How Do I Know If Someone’s Lying?

One of the most controversial elements of paid signature gathering is that it can add a degree of desperation—the person gathering the signatures is literally depending on them for food, rent, or other expenses.

Recently, activists with both Working Washington and Socialist Alternative caught signature gatherers for Amazon- and Starbucks-backed No Tax On Jobs campaign telling blatantly untrue things to potential signers. The campaign, which spent more than $250,000 in just a few weeks, ultimately drew enough votes to challenge the law, passed by City Council.

Due to the volume of petitions and petitioners, voters need to be extra alert when signing anything that’s handed to them.

Regardless of whether or not the petitioner is a volunteer or paid to be there, the Secretary of State’s Office reminds voters that they are entitled to read the entirety before signing to ensure that the person collecting signatures is not being misleading.

“You should feel free to read any part of the petition that you think is necessary in order for you to make up your mind, even if that means unfolding it or removing it from a clipboard.”

What’s Next for Paid Signature Gatherers?

In spite of the fact that many people remain unaware that paid signature gathering is perfectly legal and, in fact, a thriving industry, some lawmakers and activists in California and here in Washington are looking to spread the word—and change the law.

Josh Newman, a Democrat representing Fullerton (the same area that many signature gathering firms cite as their address) wrote an op-ed in the Sacramento Bee this year. In it, he laid out several instances of outright misinformation campaigns being launched by paid gatherers wherein there were no legal ramifications.

“The pay-per-signature system, by virtue of the incentives it creates and rewards, subverts the intent of our state’s founding fathers, who envisioned a people-powered system of referenda and propositions that pass or fail on their merits, not on how well the system can be gamed,” he wrote.

Paid signature gathering doesn’t discriminate by party, though, and in Washington, paid efforts have lead to ballot measures which easily passed among voters. Campaigns including increasing the minimum wage and strengthening protections for domestic violence victims have both qualified because of paid gathering efforts.

Those in favor point to the difficulty of gathering enough signatures to qualify, and the myriad laws which would never get a chance to get on the ballot without this system.

For now, there seems to be little political will to change the system, in no small part because many voters don’t realize that the friendly guy with the stickers outside of Rite Aid isn’t actually there as a volunteer. And in the meantime, there are plenty of ballot measures each year that need to qualify, and they need someone (or a lot of someones) to help them do it.
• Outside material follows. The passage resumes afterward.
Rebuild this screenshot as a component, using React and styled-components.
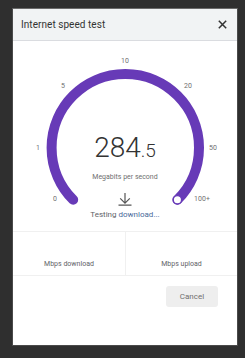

Hanna Brooks Olsen is a co-founding editor of Seattlish and has written for the Atlantic, CityLab, and Seattle Met. When not stringing together words or making sounds she enjoys music on vinyl, bourbon, college football, making impulse purchases at second-hand stores, ballet, and sitting in dark bars with friends. She also sings a mean rendition of Walking in Memphis.

 

 

6 thoughts on “What Everyone Needs to Know About Paid Signature Gatherers”

    1. Would you comment about why? If the petition is something you disagree with it simply gives you the opportunity to vote against it should it make it on a ballot.

      1. 1. Potential for deception
        Not every group getting signatures for an initiative is upfront about what they’re gathering signatures for. I have no interest in being cajoled to sign a petition on behalf of someone or some cause that I don’t support because they chose to frame their description of the initiative in question in a way that disguises or otherwise misrepresents its true intent.

        2. Privacy.
        In 2010, the Supreme Court ruled that names on such petitions could be disclosed to the public (https://www.npr.org/templates/story/story.php?storyId=128085787). However unlikely that is to happen, I would rather it be my decision as to whether or not my name can be listed or displayed in connection with a petition.

        3. Security
        I have no way of knowing who a signature gatherer is working for, or if they are even legitimately signature gatherers. This means I have no idea how my information is going to be used—even if it will be used for its intended purpose. And I’m not in the habit of just giving my name, address, phone number, and signature to strangers who aren’t providing some service that requires that information. That’s a recipe for fraud.

        4. Pressure
        The things I’ve mentioned above notwithstanding, I’m not going to sign anything on the spot just because. I want to read what I’m signing. I also don’t want to be subject to speechifying and other ‘persuasion’ tactics, particularly those designed to guilt you into signing.

        That’s why.

  1. Voters need to look at what the initiative does for the people and not worry so much about which side of the street it came from.
    If it wasn’t for people like the signature gatherers, there’s alot that would not happen that is good for the people.
    Voters should exercise their right to have a voice, and sign the petitions that make sense.

  2. very excellent article. I think it is important to remember that signing an initiative is to get it on the ballot. you are not supporting the issue by signing a petition. having said that, I have no problem with this practice. These are people getting outing out there and working and making the money in a legal enterprise. good for them.

  3. I don’t understand why anyone would have an issue with people being paid to collect signatures. The signatures are merely a step in the Democratic process that makes this nation great. Signatures on petitions just allow people the opportunity to vote on particular topics that affect our lives. Without people out there spreading the word there would be many issues we would never have the right to vote on.

    I understand that some people may take advantage of the opportunity but in my experience people that collect signatures are honest and hard working people just trying to make ends meet.

    So, please, when you see someone collecting signatures, take a moment to listen and consider signing because you can always vote against it IF it makes it on a ballot. And please remember the vast majority of these petitioners are good, honest, and hard working folks.